» EXERCISE GOAL
Leave the pictures out and quote every line from the start of the listing to the line with "ChevronLeft, Download, Shuffle", inclusive.
=== GIVEN DATA ===
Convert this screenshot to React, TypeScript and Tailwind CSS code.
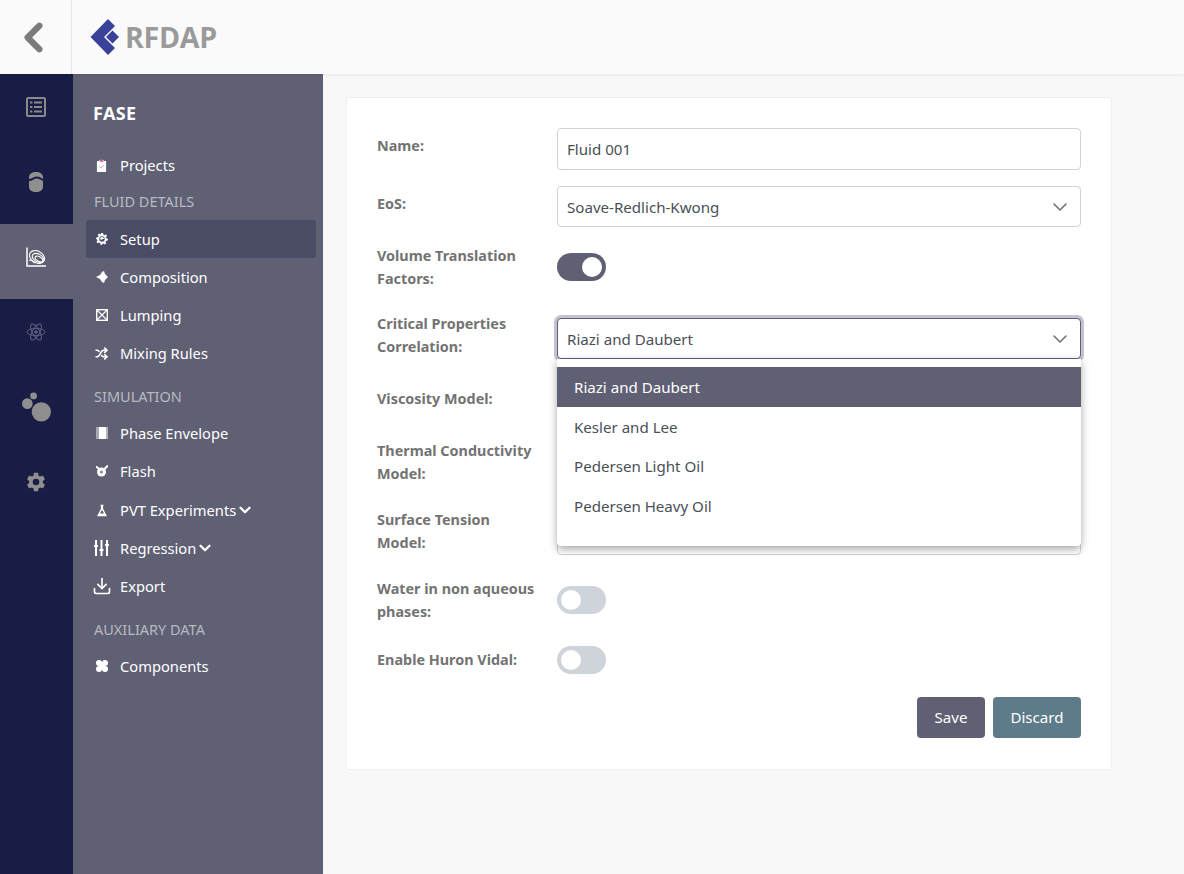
import { ChevronDown, ChevronLeft, Download, Shuffle } from "lucide-react";

const IconList = () => (
  <svg viewBox="0 0 20 20" className="w-5 h-5">
    <rect x="1" y="1" width="18" height="18" rx="1" fill="none" stroke="#8a8a8e" strokeWidth="2" />
    <path d="M4 5.5h2.4M8 5.5h8M4 10h2.4M8 10h8M4 14.5h2.4M8 14.5h8" stroke="#8a8a8e" strokeWidth="2" />
  </svg>
);

const IconTank = () => (
  <svg viewBox="0 0 14 20" className="w-[14px] h-5">
    <path d="M0 7V5C0 2 3 0 7 0s7 2 7 5v2C11 5 9 4.2 7 4.6 5 5 3 7 0 7z" fill="#8f8f8f" />
    <path d="M0 9c3 0 5-2 7-2.5 2-.4 4 .4 7 2.5v6c0 3-3 5-7 5s-7-2-7-5z" fill="#8f8f8f" />
  </svg>
);

const IconEnvelope = () => (
  <svg viewBox="0 0 20 20" className="w-5 h-5" fill="none" stroke="#fff" strokeWidth="1.1">
    <path d="M1 0.5V19H20" strokeWidth="1.5" />
    <ellipse cx="11" cy="10" rx="8" ry="5.8" transform="rotate(30 11 10)" />
    <ellipse cx="12" cy="11" rx="6.2" ry="3.9" transform="rotate(30 12 11)" />
    <ellipse cx="13" cy="12" rx="4.2" ry="2.2" transform="rotate(30 13 12)" />
    <path d="M3 13c2 0 4 1 6 3" />
  </svg>
);

const IconAtom = () => (
  <svg viewBox="0 0 20 20" className="w-5 h-5" fill="none" stroke="#5f6180" strokeWidth="1">
    <ellipse cx="10" cy="10" rx="9" ry="3.6" />
    <ellipse cx="10" cy="10" rx="9" ry="3.6" transform="rotate(60 10 10)" />
    <ellipse cx="10" cy="10" rx="9" ry="3.6" transform="rotate(120 10 10)" />
    <circle cx="10" cy="10" r="1.8" fill="#5f6180" stroke="none" />
  </svg>
);

const IconBubbles = () => (
  <svg viewBox="0 0 30 30" className="w-[29px] h-[30px]" fill="#8f8f8f">
    <circle cx="20" cy="20" r="10" />
    <circle cx="5.5" cy="11.5" r="5.5" />
    <circle cx="12" cy="3.5" r="3.5" />
  </svg>
);

const IconGear = () => (
  <svg viewBox="0 0 24 24" className="w-[22px] h-[22px]" fill="#8f8f8f">
    <path
      fillRule="evenodd"
      d="M19.4 13a7.5 7.5 0 0 0 0-2l2.1-1.6a.5.5 0 0 0 .1-.7l-2-3.4a.5.5 0 0 0-.6-.2l-2.5 1a7.3 7.3 0 0 0-1.7-1l-.4-2.7a.5.5 0 0 0-.5-.4h-3.8a.5.5 0 0 0-.5.4l-.4 2.7a7.3 7.3 0 0 0-1.7 1l-2.5-1a.5.5 0 0 0-.6.2l-2 3.4a.5.5 0 0 0 .1.7L4.6 11a7.5 7.5 0 0 0 0 2l-2.1 1.6a.5.5 0 0 0-.1.7l2 3.4c.1.2.4.3.6.2l2.5-1a7.3 7.3 0 0 0 1.7 1l.4 2.7c0 .2.3.4.5.4h3.8c.2 0 .5-.2.5-.4l.4-2.7a7.3 7.3 0 0 0 1.7-1l2.5 1c.2.1.5 0 .6-.2l2-3.4a.5.5 0 0 0-.1-.7zM12 15.6a3.6 3.6 0 1 1 0-7.2 3.6 3.6 0 0 1 0 7.2z"
    />
  </svg>
);

const SmClipboard = () => (
  <svg viewBox="0 0 12 14" className="w-[11px] h-[13px]">
    <path d="M1 2h2.5V1h5v1H11v12H1z" fill="#fff" />
    <path d="M3.5 8l2 2 3-3.5" stroke="#b9a9b8" fill="none" strokeWidth="1" />
    <rect x="4" y="0.5" width="4" height="2.5" fill="#d9668f" />
  </svg>
);

const SmCog = () => (
  <svg viewBox="0 0 12 12" className="w-3 h-3">
    <path
      fillRule="evenodd"
      fill="#fff"
      d="M5 0h2l.3 1.6 1.3.6L10 1.3 11 3l-1 1.1.3 1.2L12 6l-.4 1.6-1.5.3-.6 1.2.8 1.4-1.6 1-1.1-1-1.2.4L6 12l-1.6-.4-.3-1.5-1.2-.6-1.4.8-1-1.6 1-1.1-.4-1.2L0 6l.4-1.6 1.5-.3.6-1.2L1.7 1.5l1.6-1 1.1 1 .4-.1zM6 3.3a2.7 2.7 0 1 0 0 5.4 2.7 2.7 0 0 0 0-5.4z"
    />
    <path d="M4 6a2 2 0 0 1 4 0H6.5L6 7z" fill="#fff" />
  </svg>
);

const SmPin = () => (
  <svg viewBox="0 0 12 12" className="w-3 h-3" fill="#fff">
    <path d="M0 6l4-2 2-3 2-1 1 3 3 3-3 3-1 3-2-1-2-3z" />
  </svg>
);

const SmBox = () => (
  <svg viewBox="0 0 12 12" className="w-3 h-3" fill="none" stroke="#fff">
    <rect x="0.7" y="0.7" width="10.6" height="10.6" strokeWidth="1.4" />
    <path d="M1 1l10 10M11 1L1 11" strokeWidth="1.2" />
  </svg>
);

const SmPhase = () => (
  <svg viewBox="0 0 12 12" className="w-3 h-3">
    <rect width="12" height="12" fill="#fff" />
    <rect width="3" height="12" fill="#a9a9b4" />
    <rect x="10" width="2" height="12" fill="#b4b4bd" />
  </svg>
);

const SmFlash = () => (
  <svg viewBox="0 0 12 12" className="w-3 h-3">
    <path d="M0 1.5l4.5 3.5M12 0.5L7.5 5" stroke="#fff" strokeWidth="2" />
    <circle cx="5.5" cy="7" r="4.5" fill="#fff" />
    <circle cx="5.5" cy="7" r="1.6" fill="#8c8d9b" />
  </svg>
);

const SmFlask = () => (
  <svg viewBox="0 0 12 14" className="w-[10px] h-[13px]">
    <path d="M4 0h4v1H7.3v4L12 14H0l4.7-9V1H4z" fill="#fff" />
    <path d="M5.9 6L3.6 10.5h4.8z" fill="#5f6073" />
  </svg>
);

const SmSliders = () => (
  <svg viewBox="0 0 15 16" className="w-[15px] h-4" stroke="#fff" strokeWidth="2">
    <path d="M2 0v16M7.5 0v16M13 0v16M0 6h4M5.5 10h4M11 5h4" />
  </svg>
);

const SmPuzzle = () => (
  <svg viewBox="0 0 12 12" className="w-3 h-3" fill="#fff">
    <circle cx="3" cy="3" r="3" />
    <circle cx="9" cy="3" r="3" />
    <circle cx="3" cy="9" r="3" />
    <circle cx="9" cy="9" r="3" />
    <rect x="3" y="3" width="6" height="6" />
  </svg>
);

const rail = [
  { icon: <IconList /> },
  { icon: <IconTank /> },
  { icon: <IconEnvelope />, active: true },
  { icon: <IconAtom /> },
  { icon: <IconBubbles /> },
  { icon: <IconGear /> },
];

const NavItem = ({
  icon,
  label,
  active,
  caret,
}: {
  icon: React.ReactNode;
  label: string;
  active?: boolean;
  caret?: boolean;
}) => (
  <div className={`h-[38px] ml-[13px] mr-[7px] flex items-center rounded-[3px] text-white ${active ? "bg-[#4a4b64]" : ""}`}>
    <div className="w-[31px] mr-[3px] flex justify-center">{icon}</div>
    <span className="text-[14.7px]">{label}</span>
    {caret && <ChevronDown className="w-[18px] h-[18px]" strokeWidth={3} />}
  </div>
);

const NavHeading = ({ children, className }: { children: string; className: string }) => (
  <div className={`px-[21px] text-[14.5px] leading-[20px] text-[#b9b9c2] ${className}`}>{children}</div>
);

const Label = ({ children, className = "" }: { children: React.ReactNode; className?: string }) => (
  <div className={`w-[180px] pr-2 text-[14.4px] leading-[23px] font-bold text-[#737373] ${className}`}>{children}</div>
);

const Toggle = ({ on }: { on?: boolean }) => (
  <div className={`w-[49px] h-7 rounded-full flex items-center px-1 ${on ? "bg-[#5f6073] justify-end" : "bg-[#ced4da]"}`}>
    <div className="w-5 h-5 rounded-full bg-white" />
  </div>
);

const Select = ({ value, focused }: { value?: string; focused?: boolean }) => (
  <div
    className={`h-[41px] bg-white rounded-[4px] border flex items-center justify-between pl-[9px] pr-[12px] text-[15.1px] text-[#495057] ${
      focused ? "border-[#5f6073] shadow-[0_0_0_3px_#c3c3cf]" : "border-[#ced4da]"
    }`}
  >
    <span className="pt-[1px]">{value}</span>
    <svg viewBox="0 0 16 16" className="w-4 h-4" fill="none" stroke="#6c757d" strokeWidth="1.6">
      <path d="M2 5l6 6 6-6" strokeLinecap="round" strokeLinejoin="round" />
    </svg>
  </div>
);

const options = ["Riazi and Daubert", "Kesler and Lee", "Pedersen Light Oil", "Pedersen Heavy Oil"];

export default function App() {
  return (
    <div className="h-[874px] overflow-hidden flex flex-col bg-[#f8f8f8] font-['Noto_Sans',sans-serif]">
      <header className="h-[74px] shrink-0 flex bg-[#fafafa] shadow-[0_1px_4px_rgba(0,0,0,0.08)] relative z-10">
        <div className="w-[72px] flex items-center justify-center border-r border-[#e6e6e6] pr-[4px]">
          <ChevronLeft className="w-[47px] h-[47px] text-[#7b7b7b]" strokeWidth={3.2} />
        </div>
        <div className="pl-[18px] flex items-center gap-[5px]">
          <svg viewBox="90 18 30 37" className="w-[30px] h-[37px]">
            <path d="M108 18L90.5 36 108 54l7-7-11-11 11-11z" fill="#3a4199" />
            <path d="M112.5 29.5L119 36l-6.500 6.500L106 36z" fill="#3a4199" />
          </svg>
          <span className="text-[28.6px] font-bold tracking-[-0.3px] text-[#9a9a9a] font-['Open_Sans',sans-serif]">RFDAP</span>
        </div>
      </header>

      <div className="flex-1 flex min-h-0">
        <nav className="w-[73px] shrink-0 bg-[#191c45]">
          {rail.map((r, i) => (
            <div key={i} className={`h-[75px] pb-[10px] pr-[1px] flex items-center justify-center ${r.active ? "bg-[#5f6073]" : ""}`}>
              {r.icon}
            </div>
          ))}
        </nav>

        <aside className="w-[250px] shrink-0 bg-[#5f6073] pt-[25px]">
          <div className="px-[20px] text-[18px] leading-[28px] font-bold text-white tracking-[0.4px] mb-[19px]">FASE</div>
          <NavItem icon={<SmClipboard />} label="Projects" />
          <NavHeading className="mt-[7px] mb-[9px]">FLUID DETAILS</NavHeading>
          <NavItem icon={<SmCog />} label="Setup" active />
          <NavItem icon={<SmPin />} label="Composition" />
          <NavItem icon={<SmBox />} label="Lumping" />
          <NavItem icon={<Shuffle className="w-[13px] h-[13px]" strokeWidth={3} />} label="Mixing Rules" />
          <NavHeading className="mt-[14px] mb-[8px]">SIMULATION</NavHeading>
          <NavItem icon={<SmPhase />} label="Phase Envelope" />
          <NavItem icon={<SmFlash />} label="Flash" />
          <div className="h-[1px]" />
          <NavItem icon={<SmFlask />} label="PVT Experiments" caret />
          <NavItem icon={<SmSliders />} label="Regression" caret />
          <NavItem icon={<Download className="w-5 h-5" strokeWidth={2} />} label="Export" />
          <NavHeading className="mt-[14px] mb-[8px]">AUXILIARY DATA</NavHeading>
          <NavItem icon={<SmPuzzle />} label="Components" />
        </aside>

        <main className="flex-1 min-w-0 pt-[23px] pl-[23px] pr-[72px]">
          <div className="bg-white rounded-[3px] border border-[#efefef] pt-[30px] pb-[31px] pl-[30px] pr-[30px]">
            <div className="flex h-[58px]">
              <Label className="pt-[6px]">Name:</Label>
              <div className="flex-1">
                <div className="h-[42px] rounded-[4px] border border-[#ced4da] flex items-center pl-[9px] text-[15.1px] text-[#495057]">
                  Fluid 001
                </div>
              </div>
            </div>
            <div className="flex h-[58px]">
              <Label className="pt-[6px]">EoS:</Label>
              <div className="flex-1">
                <Select value="Soave-Redlich-Kwong" />
              </div>
            </div>
            <div className="flex h-[68px]">
              <Label>
                Volume Translation
                <br />
                Factors:
              </Label>
              <div className="flex-1 pt-[9px]">
                <Toggle on />
              </div>
            </div>
            <div className="flex h-[75px] relative z-10">
              <Label>
                Critical Properties
                <br />
                Correlation:
              </Label>
              <div className="flex-1 pt-[6px] relative">
                <Select value="Riazi and Daubert" focused />
                <div className="absolute left-0 right-0 top-[47px] h-[187px] bg-white rounded-b-[4px] shadow-[0_3px_8px_rgba(0,0,0,0.35)] pt-2 text-[15.1px] text-[#495057]">
                  {options.map((o, i) => (
                    <div key={o} className={`h-[39.5px] pt-[2px] flex items-center pl-[17px] ${i === 0 ? "bg-[#5f6073] text-white" : ""}`}>
                      {o}
                    </div>
                  ))}
                </div>
              </div>
            </div>
            <div className="flex h-[52px]">
              <Label>Viscosity Model:</Label>
            </div>
            <div className="flex h-[69px]">
              <Label>
                Thermal Conductivity
                <br />
                Model:
              </Label>
            </div>
            <div className="flex h-[69px]">
              <Label>
                Surface Tension
                <br />
                Model:
              </Label>
              <div className="flex-1 pt-[6px]">
                <Select />
              </div>
            </div>
            <div className="flex h-[69px]">
              <Label>
                Water in non aqueous
                <br />
                phases:
              </Label>
              <div className="flex-1 pt-[9px]">
                <Toggle />
              </div>
            </div>
            <div className="flex h-[51px]">
              <Label className="pt-[2px]">Enable Huron Vidal:</Label>
              <Toggle />
            </div>
            <div className="flex justify-end gap-2 text-[15.1px] text-white">
              <div className="w-[68px] h-[41px] rounded-[4px] bg-[#5f6073] flex items-center justify-center">Save</div>
              <div className="w-[88px] h-[41px] rounded-[4px] bg-[#5d7b89] flex items-center justify-center">Discard</div>
            </div>
          </div>
        </main>
      </div>
    </div>
  );
}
===
» RESPONSE TO THE TASK
Convert this screenshot to React, TypeScript and Tailwind CSS code.
import { ChevronDown, ChevronLeft, Download, Shuffle } from "lucide-react";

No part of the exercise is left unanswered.